Armed with new understandings, it is a revealing experience to enter places in the city, that one might have explored in the BC (Before Corona) era. Some of these landmarks reveal themselves to be the architectural equivalent of self-isolation. Such as the Hijron ka Khanqah, in south Delhi’s Mehrauli. The first word in the name refers to transgender people who live in closely-knit communities. The second word implies a retreat in Persian.

Believed to be a Lodhi-era graveyard, the Hijron ka Khanqah lies like a secret in the heart of a congested bazaar. Its entrance, between store fronts, is barely perceptible to the eye. On entering, however, the world changes abruptly. Gone is the chaos of the bazaar. The airy courtyard opens out like a placid sea, with wavelets rippling along its surface. The waves are, in fact, the dozens of graves spread across the courtyard. On counting, they turn out to be exactly 50.
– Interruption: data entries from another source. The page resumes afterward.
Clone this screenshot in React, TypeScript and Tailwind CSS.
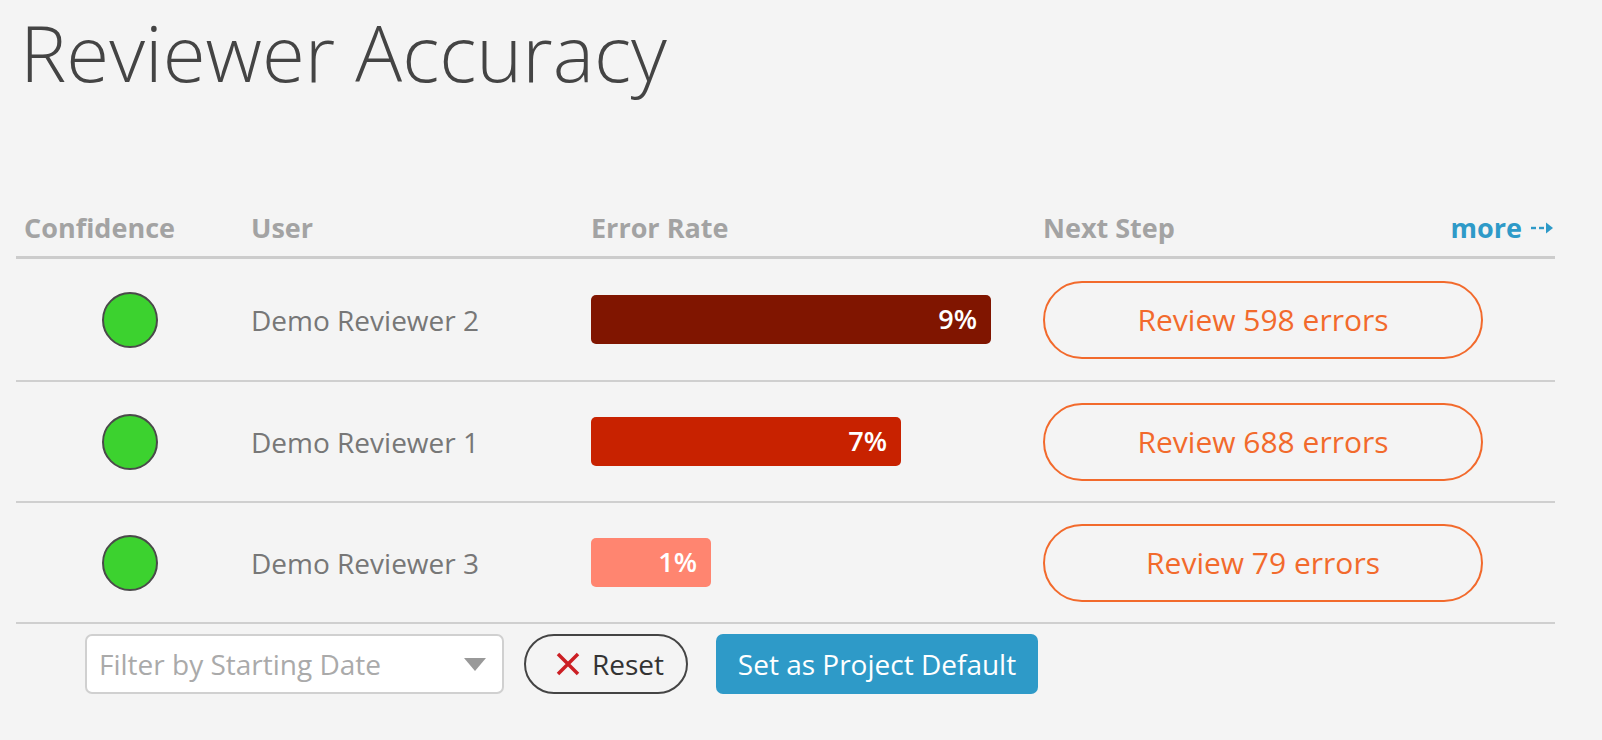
import React from "react";

const rows = [
  { name: "Demo Reviewer 2", pct: "9%", w: 400, color: "bg-[#801500]", errors: 598, h: "h-[123px]" },
  { name: "Demo Reviewer 1", pct: "7%", w: 310, color: "bg-[#c82200]", errors: 688, h: "h-[121px]" },
  { name: "Demo Reviewer 3", pct: "1%", w: 120, color: "bg-[#ff8570]", errors: 79, h: "h-[121px]" },
];

function DashedArrow() {
  return (
    <svg width="24" height="14" viewBox="0 0 24 14" className="ml-[9px]">
      <line x1="0" y1="7" x2="5" y2="7" stroke="#2e9ac8" strokeWidth="2.4" />
      <line x1="8" y1="7" x2="13" y2="7" stroke="#2e9ac8" strokeWidth="2.4" />
      <path d="M15 1.5 L22 7 L15 12.5 Z" fill="#2e9ac8" />
    </svg>
  );
}

export default function App() {
  return (
    <div className="min-h-screen w-full bg-[#f4f4f4] font-['Open_Sans',sans-serif]">
      <h1 className="pl-[20px] pt-[13px] text-[78px] font-light leading-[78px] text-[#444444]">
        Reviewer Accuracy
      </h1>

      <div className="ml-[16px] mr-[47px] mt-[109px]">
        {/* header */}
        <div className="grid h-[59px] grid-cols-[227px_340px_452px_1fr] items-center border-b-[3px] border-[#cccccc] text-[27px] font-bold text-[#a3a3a3]">
          <div className="pl-[8px]">Confidence</div>
          <div className="pl-[8px]">User</div>
          <div className="pl-[8px]">Error Rate</div>
          <div className="flex items-center justify-between pl-[8px]">
            <span>Next Step</span>
            <a className="flex items-center font-bold text-[#2e9ac8]">
              more
              <DashedArrow />
            </a>
          </div>
        </div>

        {rows.map((r) => (
          <div
            key={r.name}
            className={`grid ${r.h} grid-cols-[227px_340px_452px_1fr] items-center border-b-2 border-[#cfcfcf]`}
          >
            <div className="flex justify-center">
              <div className="h-[56px] w-[56px] rounded-full border-2 border-[#4a4a4a] bg-[#3cd22f]" />
            </div>
            <div className="pl-[8px] text-[28px] text-[#777777]">{r.name}</div>
            <div className="pl-[8px]">
              <div
                className={`flex h-[49px] items-center justify-end rounded-[5px] pr-[14px] text-[27px] font-semibold text-white ${r.color}`}
                style={{ width: r.w }}
              >
                {r.pct}
              </div>
            </div>
            <div className="pl-[8px]">
              <button className="flex h-[78px] w-[440px] items-center justify-center rounded-full border-2 border-[#f26a2c] text-[30px] text-[#f26a2c]">
                Review {r.errors} errors
              </button>
            </div>
          </div>
        ))}

        {/* controls */}
        <div className="mt-[10px] flex items-center pl-[69px]">
          <div className="flex h-[60px] w-[419px] items-center justify-between rounded-[7px] border-2 border-[#d0d0d0] bg-white pl-[12px] pr-[16px] text-[28px] text-[#aaaaaa]">
            <span>Filter by Starting Date</span>
            <svg width="22" height="13" viewBox="0 0 22 13">
              <path d="M0 0 L22 0 L11 13 Z" fill="#999999" />
            </svg>
          </div>
          <button className="ml-[20px] flex h-[60px] w-[164px] items-center justify-center rounded-full border-2 border-[#444444] pl-[8px] text-[28px] text-[#333333]">
            <svg width="24" height="24" viewBox="0 0 24 24" className="mr-[12px]">
              <path d="M2 2 L22 22 M22 2 L2 22" stroke="#cc1f24" strokeWidth="3.5" />
            </svg>
            Reset
          </button>
          <button className="ml-[28px] flex h-[60px] w-[322px] items-center justify-center rounded-[7px] bg-[#2e9ac8] text-[28px] text-white">
            Set as Project Default
          </button>
        </div>
      </div>
    </div>
  );
}
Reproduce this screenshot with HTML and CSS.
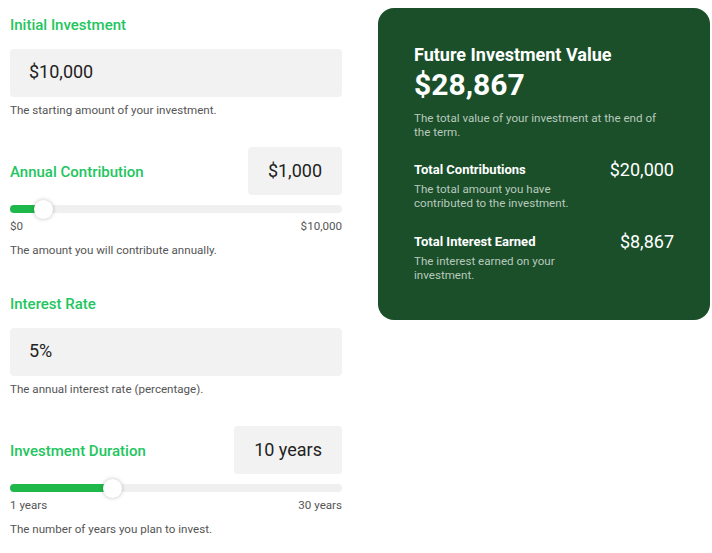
FILE: index.html
```html
<!DOCTYPE html>
<html>
<head>
  <title>Investment Calculator</title>
  <meta charset="UTF-8">
  <link rel="stylesheet" href="styles.css">
</head>
<body>
  <div class="calc">
    <div class="inputs">
      <div class="field">
        <div class="field-label">Initial Investment</div>
        <div class="text-input">$10,000</div>
        <p class="help">The starting amount of your investment.</p>
      </div>

      <div class="field">
        <div class="field-row">
          <span class="row-label">Annual Contribution</span>
          <span class="value-box">$1,000</span>
        </div>
        <div class="slider">
          <div class="slider-fill" style="width: 10%"></div>
          <div class="slider-thumb" style="left: 10%"></div>
        </div>
        <div class="range-labels"><span>$0</span><span>$10,000</span></div>
        <p class="help help-slider">The amount you will contribute annually.</p>
      </div>

      <div class="field">
        <div class="field-label">Interest Rate</div>
        <div class="text-input">5%</div>
        <p class="help">The annual interest rate (percentage).</p>
      </div>

      <div class="field">
        <div class="field-row">
          <span class="row-label">Investment Duration</span>
          <span class="value-box">10 years</span>
        </div>
        <div class="slider">
          <div class="slider-fill" style="width: 31%"></div>
          <div class="slider-thumb" style="left: 31%"></div>
        </div>
        <div class="range-labels"><span>1 years</span><span>30 years</span></div>
        <p class="help help-slider">The number of years you plan to invest.</p>
      </div>
    </div>

    <div class="result-card">
      <h3>Future Investment Value</h3>
      <div class="big-value">$28,867</div>
      <p class="card-desc">The total value of your investment at the end of the term.</p>

      <div class="result-row">
        <div class="result-text">
          <strong>Total Contributions</strong>
          <p class="card-desc">The total amount you have contributed to the investment.</p>
        </div>
        <span class="result-value">$20,000</span>
      </div>

      <div class="result-row">
        <div class="result-text">
          <strong>Total Interest Earned</strong>
          <p class="card-desc">The interest earned on your investment.</p>
        </div>
        <span class="result-value">$8,867</span>
      </div>
    </div>
  </div>
</body>
</html>
```

FILE: styles.css
```css
body {
  margin: 0;
  font-family: Roboto, "Liberation Sans", Arial, sans-serif;
  background-color: #fff;
  color: #222;
}
.calc {
  display: grid;
  grid-template-columns: 332px 332px;
  column-gap: 36px;
  align-items: start;
  padding: 8px 0 0 10px;
}
.field {
  margin-bottom: 29px;
}
.field-label, .row-label {
  color: #22c55e;
  font-size: 15px;
  font-weight: 500;
}
.field-label {
  height: 32px;
  display: flex;
  align-items: center;
  padding-top: 2px;
  box-sizing: border-box;
  margin-bottom: 9px;
}
.text-input {
  height: 48px;
  background-color: #f2f2f2;
  border-radius: 4px;
  padding: 0 19px 3px;
  box-sizing: border-box;
  display: flex;
  align-items: center;
  font-size: 18px;
}
.help {
  margin: 5px 0 0;
  font-size: 11.6px;
  line-height: 16px;
  color: #555;
}
.help-slider {
  margin-top: 8px;
}
.field-row {
  display: flex;
  justify-content: space-between;
  align-items: center;
}
.row-label {
  padding-top: 2px;
}
.value-box {
  height: 48px;
  background-color: #f2f2f2;
  border-radius: 4px;
  padding: 0 20px 2px;
  box-sizing: border-box;
  display: flex;
  align-items: center;
  font-size: 18px;
}
.slider {
  position: relative;
  height: 8px;
  margin-top: 10px;
  background-color: #f0f0f0;
  border-radius: 4px;
}
.slider-fill {
  height: 100%;
  background-color: #1fb84a;
  border-radius: 4px;
}
.slider-thumb {
  position: absolute;
  top: 50%;
  width: 19px;
  height: 19px;
  margin: -9.5px 0 0 -9.5px;
  background-color: #fff;
  border-radius: 50%;
  box-shadow: 0 0 4px rgba(0, 0, 0, 0.25);
}
.range-labels {
  display: flex;
  justify-content: space-between;
  margin-top: 5px;
  font-size: 11.6px;
  line-height: 16px;
  color: #555;
}
.result-card {
  background-color: #1a4f2a;
  color: #fff;
  border-radius: 16px;
  padding: 36px 36px 38px;
}
.result-card h3 {
  margin: 0;
  font-size: 18px;
  line-height: 22px;
  font-weight: 700;
}
.big-value {
  margin-top: 1px;
  font-size: 30px;
  line-height: 36px;
  font-weight: 700;
}
.card-desc {
  margin: 8px 0 0;
  font-size: 11.6px;
  line-height: 14px;
  color: #b9c9bc;
}
.result-row {
  display: flex;
  justify-content: space-between;
  align-items: flex-start;
  margin-top: 22px;
}
.result-row + .result-row {
  margin-top: 23px;
}
.result-text {
  width: 175px;
}
.result-text strong {
  display: block;
  font-size: 13px;
  line-height: 18px;
  font-weight: 700;
}
.result-text .card-desc {
  margin-top: 3px;
}
.result-value {
  font-size: 18px;
  line-height: 18px;
}
```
This sunny afternoon the clear sky over the Khanqah is like a blue ceiling. The place is empty except for its caretaker. He informs that the Khanqah is especially sacred to transgender people, who tend to be its only visitors, apart from rare sightseers interested in Delhi’s forgotten monuments.

The only daily intrusion to the Khanqah’s solitude is the sunlight that travels through the courtyard from morning to evening, turning the whole place into a kind of sundial with its play of shifting light and shadow.

The pigeons, too, gather in large numbers. Some probably drop dead from the sky. Two birds are discovered lying lifeless.

Pointing to the courtyard’s only grave privileged enough to have a roof of its own, the caretaker explains that it is the burial spot of the sister of a man known as Sheikh Baba. Pilgrims usually come in “tolis” (groups) on Thursday afternoons, and offer flowers at the revered grave, perched under the shade of a giant neem tree. “They sit here in the courtyard, offer prayers and sometimes cook food.”

A partially broken staircase goes up to a terrace from which one can see the entire Khanqah in a single sweep of the eye. From here, the place loses its confidentiality, as you see the neighbourhood crammed all around it. This so-called retreat now appears very much part of the world, to the point of being absorbed by it and disappearing.